Negli anni Settanta, la cooperativa diventa Château Mercian, oggi l’impresa di riferimento nel mondo del vino giapponese. “Il nuovo nome ha permesso di fare riferimento alla Francia, Château per i vigneti francesi e Mercian per merci, grazie” spiega Nakamura Kazuaki, viticoltore per l’impresa. “In Giappone, quando si prepara del saké ad esempio, abbiamo cura di ringraziare il riso, l’acqua e gli agricoltori che ci hanno permesso di arrivare al prodotto finale. Qui abbiamo ripreso l’idea a nostro modo, nel settore del vino.”
Quel mattino, una decina di curiosi sono arrivati per visitare le cantine della famosa cooperativa che ha visto nascere i primi litri di vino giapponese, 140 anni fa.
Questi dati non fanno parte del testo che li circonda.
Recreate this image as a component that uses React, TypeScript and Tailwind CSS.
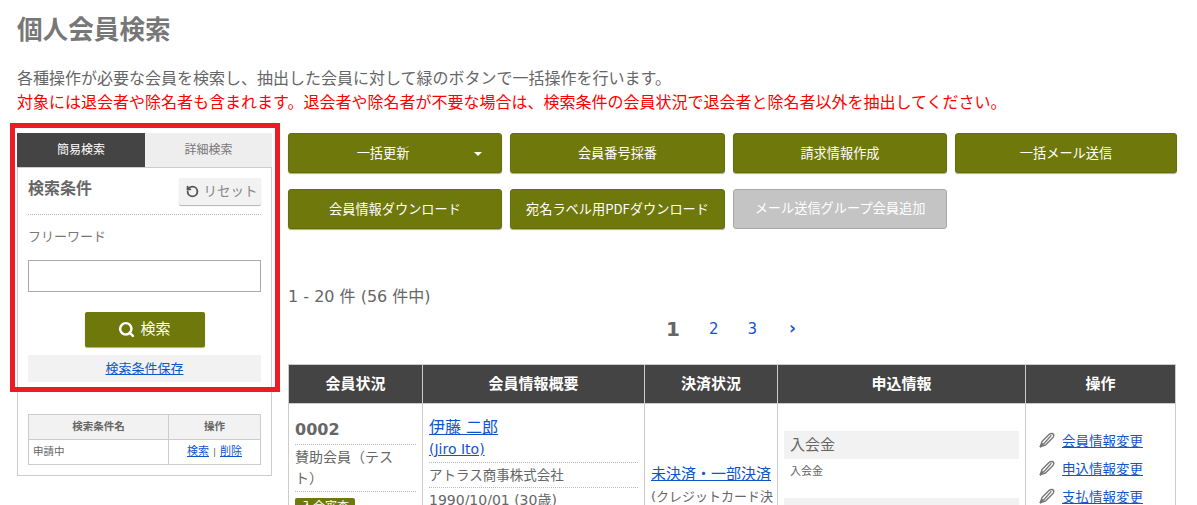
import { Search, RotateCcw } from "lucide-react";

const jpFont = "font-['Noto_Sans_CJK_JP',sans-serif]";

function OliveButton({ label, caret }: { label: string; caret?: boolean }) {
  return (
    <button className={`relative h-10 rounded-[3px] border border-[#666f0a] bg-[#6f780b] text-[13.2px] text-white shadow-[0_1px_1px_rgba(0,0,0,0.35)] ${jpFont} ${caret ? "pr-[24px]" : ""}`}>
      {label}
      {caret && (
        <span className="absolute right-[19px] top-[18px] h-0 w-0 border-x-[4px] border-t-[4px] border-x-transparent border-t-white" />
      )}
    </button>
  );
}

function Sidebar() {
  return (
    <aside className="w-[255px] shrink-0">
      <div className="flex h-[34px] text-[12px]">
        <div className="flex w-[128px] items-center justify-center bg-[#444444] text-white">簡易検索</div>
        <div className="flex w-[127px] items-center justify-center bg-[#eeeeee] text-[#777]">詳細検索</div>
      </div>
      <div className="h-[309px] border border-[#cccccc] px-[10px]">
        <div className="flex h-[47px] items-start justify-between border-b border-dotted border-[#bbb] pt-[10px]">
          <h3 className="mt-[1px] text-[16px] leading-[20px] font-bold text-[#666]">検索条件</h3>
          <button className="flex h-[27px] w-[82px] items-center justify-center gap-[5px] rounded-[2px] bg-[#f2f2f2] pl-[3px] text-[13.5px] text-[#888] shadow-[0_1px_1px_rgba(0,0,0,0.3)]">
            <RotateCcw size={13} strokeWidth={3.5} className="text-[#555]" />
            リセット
          </button>
        </div>
        <p className="mt-[12px] text-[13px] leading-[20px] text-[#777]">フリーワード</p>
        <input className="mt-[13px] block h-[32px] w-full border border-[#aaaaaa] bg-white" />
        <button className="mx-auto mt-[20px] flex h-[35px] w-[120px] items-center justify-center gap-[5px] rounded-[2px] bg-[#6f780b] text-[15px] text-white shadow-[0_1px_1px_rgba(0,0,0,0.35)]">
          <Search size={17} strokeWidth={3.5} />
          検索
        </button>
        <div className="mt-[8px] flex h-[27px] items-center justify-center bg-[#f2f2f2] text-[13px] text-[#1155cc] underline">
          検索条件保存
        </div>
        <table className="mt-[32px] w-full table-fixed border-collapse border border-[#cccccc] text-[10.5px] text-[#666]">
          <tbody>
            <tr className="h-[25px] bg-[#f2f2f2] font-bold">
              <td className="w-[140px] border border-[#cccccc] text-center">検索条件名</td>
              <td className="border border-[#cccccc] text-center">操作</td>
            </tr>
            <tr className="h-[25px]">
              <td className="border border-[#cccccc] pl-[4px]">申請中</td>
              <td className="border border-[#cccccc] text-center text-[11px]">
                <span className="text-[#1155cc] underline">検索</span>
                <span className="mx-[4px] text-[9px]">|</span>
                <span className="text-[#1155cc] underline">削除</span>
              </td>
            </tr>
          </tbody>
        </table>
      </div>
    </aside>
  );
}

function PencilIcon() {
  return (
    <svg width="16" height="16" viewBox="0 0 16 16" fill="none" stroke="#777" strokeWidth="1.4" strokeLinejoin="round" strokeLinecap="round">
      <path d="M1.5 14.5 L3 9.5 L10 2.6 C11.5 1.2 14 1.2 14.6 2.6 C15.2 4 14.2 5.4 13 6.6 L6.5 13 Z" />
      <path d="M1.5 14.5 L6 10.5 L12 3.6" />
      <path d="M1.5 14.5 L3 12" strokeWidth="2" />
    </svg>
  );
}

function ActionLink({ label }: { label: string }) {
  return (
    <div className={`flex h-[28px] items-center gap-[7px] text-[13.5px] ${jpFont}`}>
      <PencilIcon />
      <span className="text-[#1155cc] underline">{label}</span>
    </div>
  );
}

function MemberTable() {
  const th = "border-l border-[#cccccc] text-center text-[15px] font-bold text-white";
  return (
    <table className="mt-[23px] w-[888px] table-fixed border-collapse border border-[#cccccc] text-[14px] text-[#666]">
      <thead>
        <tr className="h-[39px] bg-[#444444]">
          <th className={th + " w-[134px]"}>会員状況</th>
          <th className={th + " w-[222px]"}>会員情報概要</th>
          <th className={th + " w-[133px]"}>決済状況</th>
          <th className={th + " w-[248px]"}>申込情報</th>
          <th className={th}>操作</th>
        </tr>
      </thead>
      <tbody>
        <tr>
          <td className="border border-[#cccccc] px-[6px] pt-[14px] align-top">
            <div className="border-b border-dotted border-[#bbb] pb-[2px] text-[16px] leading-[24px] font-bold">0002</div>
            <div className="border-b border-dotted border-[#bbb] py-[2px] pr-[14px] leading-[21px]">賛助会員（テスト）</div>
            <span className="mt-[6px] block w-fit rounded-[2px] bg-[#6f780b] px-[6px] text-[12px] leading-[18px] text-white">入会審査</span>
          </td>
          <td className="border border-[#cccccc] px-[6px] pt-[13px] align-top">
            <div className="text-[16px] leading-[21px] text-[#1155cc] underline">伊藤 二郎</div>
            <div className="border-b border-dotted border-[#bbb] pb-[2px] leading-[22px] text-[#1155cc] underline">(Jiro Ito)</div>
            <div className="border-b border-dotted border-[#bbb] py-[1px] text-[13.5px] leading-[22px]">アトラス商事株式会社</div>
            <div className="py-[1px] leading-[22px]">1990/10/01 (30歳)</div>
          </td>
          <td className="border border-[#cccccc] px-[6px] pt-[57px] align-top">
            <div className="text-[15px] leading-[26px] whitespace-nowrap text-[#1155cc] underline">未決済・一部決済</div>
            <div className="text-[13px] leading-[20px] whitespace-nowrap">
              (クレジットカード決
              <br />
              済)
            </div>
          </td>
          <td className="border border-[#cccccc] px-[6px] pt-[27px] align-top">
            <div className="flex h-[28px] items-center bg-[#f2f2f2] px-[6px] text-[15px]">入会金</div>
            <div className="px-[6px] pt-[4px] text-[11px] leading-[18px]">入会金</div>
            <div className="mt-[17px] h-[28px] bg-[#f2f2f2]" />
          </td>
          <td className="border border-[#cccccc] px-[13px] pt-[22px] align-top">
            <ActionLink label="会員情報変更" />
            <ActionLink label="申込情報変更" />
            <ActionLink label="支払情報変更" />
          </td>
        </tr>
      </tbody>
    </table>
  );
}

export default function App() {
  return (
    <main className="relative h-[505px] w-[1197px] overflow-hidden bg-white pl-[17px] font-['DejaVu_Sans','Noto_Sans_CJK_JP',sans-serif] text-[#666]">
      <h1 className={`pt-[11px] text-[25.6px] leading-[34px] font-bold text-[#777] ${jpFont}`}>個人会員検索</h1>
      <p className="mt-[22px] text-[16px] leading-[24px]">各種操作が必要な会員を検索し、抽出した会員に対して緑のボタンで一括操作を行います。</p>
      <p className="text-[16px] leading-[24px] text-[#ff0000]">対象には退会者や除名者も含まれます。退会者や除名者が不要な場合は、検索条件の会員状況で退会者と除名者以外を抽出してください。</p>

      <div className="mt-[18px] flex gap-[16px]">
        <Sidebar />
        <section className="w-[889px]">
          <div className="grid grid-cols-[214px_215px_214px_222px] gap-x-[8px] gap-y-[16px]">
            <OliveButton label="一括更新" caret />
            <OliveButton label="会員番号採番" />
            <OliveButton label="請求情報作成" />
            <OliveButton label="一括メール送信" />
            <OliveButton label="会員情報ダウンロード" />
            <OliveButton label="宛名ラベル用PDFダウンロード" />
            <button className="h-10 rounded-[3px] border border-[#aaa] bg-[#c4c4c4] text-[13.2px] text-white">メール送信グループ会員追加</button>
          </div>
          <p className="mt-[57px] text-[16px] leading-[22px]">1 - 20 件 (56 件中)</p>
          <nav className="mt-[9px] flex h-[24px] items-center justify-center gap-[29px] pr-[3px] text-[15px] text-[#1155cc]">
            <span className="text-[20px] font-bold text-[#666]">1</span>
            <span>2</span>
            <span>3</span>
            <span className="ml-[3px] text-[17px] font-bold">›</span>
          </nav>
          <MemberTable />
        </section>
      </div>

      <div className="pointer-events-none absolute left-[10px] top-[123px] h-[269px] w-[270px] border-[5px] border-[#ed1c24]" />
    </main>
  );
}
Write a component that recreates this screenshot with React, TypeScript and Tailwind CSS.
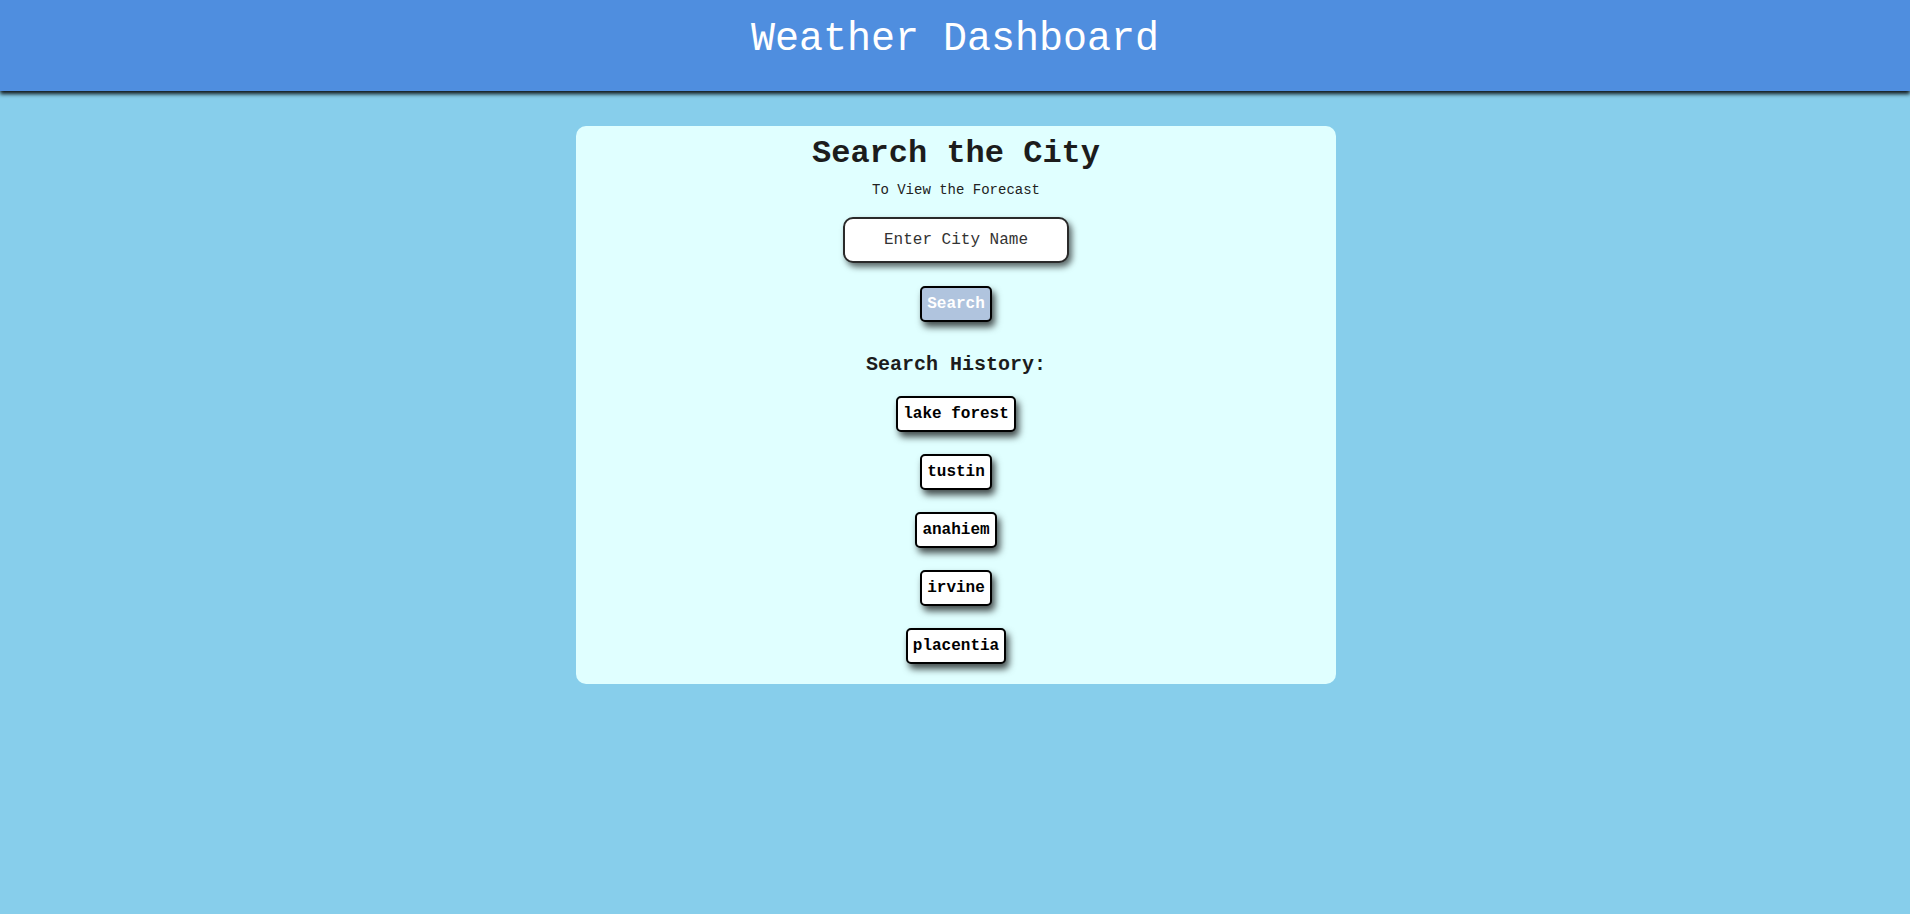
import React from "react";

const history = ["lake forest", "tustin", "anahiem", "irvine", "placentia"];

export default function App() {
  return (
    <div className="min-h-screen bg-[#87CEEB] font-['Liberation_Mono','Courier_New',monospace]">
      <header className="h-[91px] bg-[#4F8EDF] shadow-[0_3px_4px_rgba(0,0,0,0.9)] pt-[17px]">
        <h1 className="text-center text-white text-[40px] leading-[45px] font-normal">Weather Dashboard</h1>
      </header>
      <main className="pt-[35px] pb-10 pl-[2px]">
        <section className="mx-auto w-[760px] bg-[#E0FFFF] rounded-[10px] pt-[10px] pb-[20px] flex flex-col items-center">
          <h2 className="text-[32px] leading-[36px] font-bold text-[#1c1c1c]">Search the City</h2>
          <p className="mt-[10px] text-[14px] leading-[16px] text-[#222]">To View the Forecast</p>
          <input
            type="text"
            placeholder="Enter City Name"
            className="mt-[19px] w-[226px] h-[46px] bg-white border-2 border-[#2a2a2a] rounded-[10px] text-center text-[16px] text-[#222] placeholder:text-[#333] shadow-[3px_4px_6px_rgba(0,0,0,0.6)] outline-none"
          />
          <button className="mt-[23px] h-[36px] px-[5px] bg-[#B0C4DE] border-2 border-black rounded-[5px] text-white text-[16px] leading-[18px] font-bold shadow-[3px_5px_7px_rgba(0,0,0,0.7)]">
            Search
          </button>
          <h3 className="mt-[31px] text-[20px] leading-[23px] font-bold text-[#1c1c1c]">Search History:</h3>
          <div className="mt-[20px] flex flex-col items-center gap-[22px]">
            {history.map((c) => (
              <button
                key={c}
                className="h-[36px] px-[5px] bg-white border-2 border-black rounded-[5px] text-black text-[16px] leading-[18px] font-bold shadow-[3px_5px_7px_rgba(0,0,0,0.7)]"
              >
                {c}
              </button>
            ))}
          </div>
        </section>
      </main>
    </div>
  );
}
Château Mercian (chateaumercian.com/en) coltiva dell’uva Kôshû e Muscat Bailey A a Yamanashi, ma anche dello Chardonnay e del Merlot nella prefettura di Nagano. La cooperativa progetta di ingrandirsi con l’acquisizione prevista per questo autunno di un nuovo vigneto, Mariko, a Nagano.
“Il vino giapponese si sposa innegabilmente meglio rispetto agli altri vini con la cucina dell’arcipelago” assicura Nakamura Kazuaki. “Il vino Kôshû è eccellente col sushi e il sashimi, i vini rossi si sposano bene con la cucina famiglia giapponese, rappresentata ad esempio dal maiale allo zenzero o dal bue macinato. Siamo assolutamente convinti che il mercato stia ancora per estendersi e per progredire ulteriormente”.
A Kôshû e dintorni, sembra che tutta la popolazione locale vibri e viva al ritmo dell’uva, elevato al rango di autentica star locale. La fattoria Miura (www.miurayafarm.com), nel comune di Enzan, coltiva uva da tavola su circa due ettari. Una vita difficile ma piena di soddisfazioni secondo Miura Makoto, 47 anni. Ogni mattina si alza alle 4h. Da maggio a ottobre, sa che non potrà permettersi un solo giorno di riposo. “Tutto comincia nel momento in cui compaiono i primi grappoli. Devo sorvegliarli. Coltivo del Kyohô, del Peony, del Moscato.”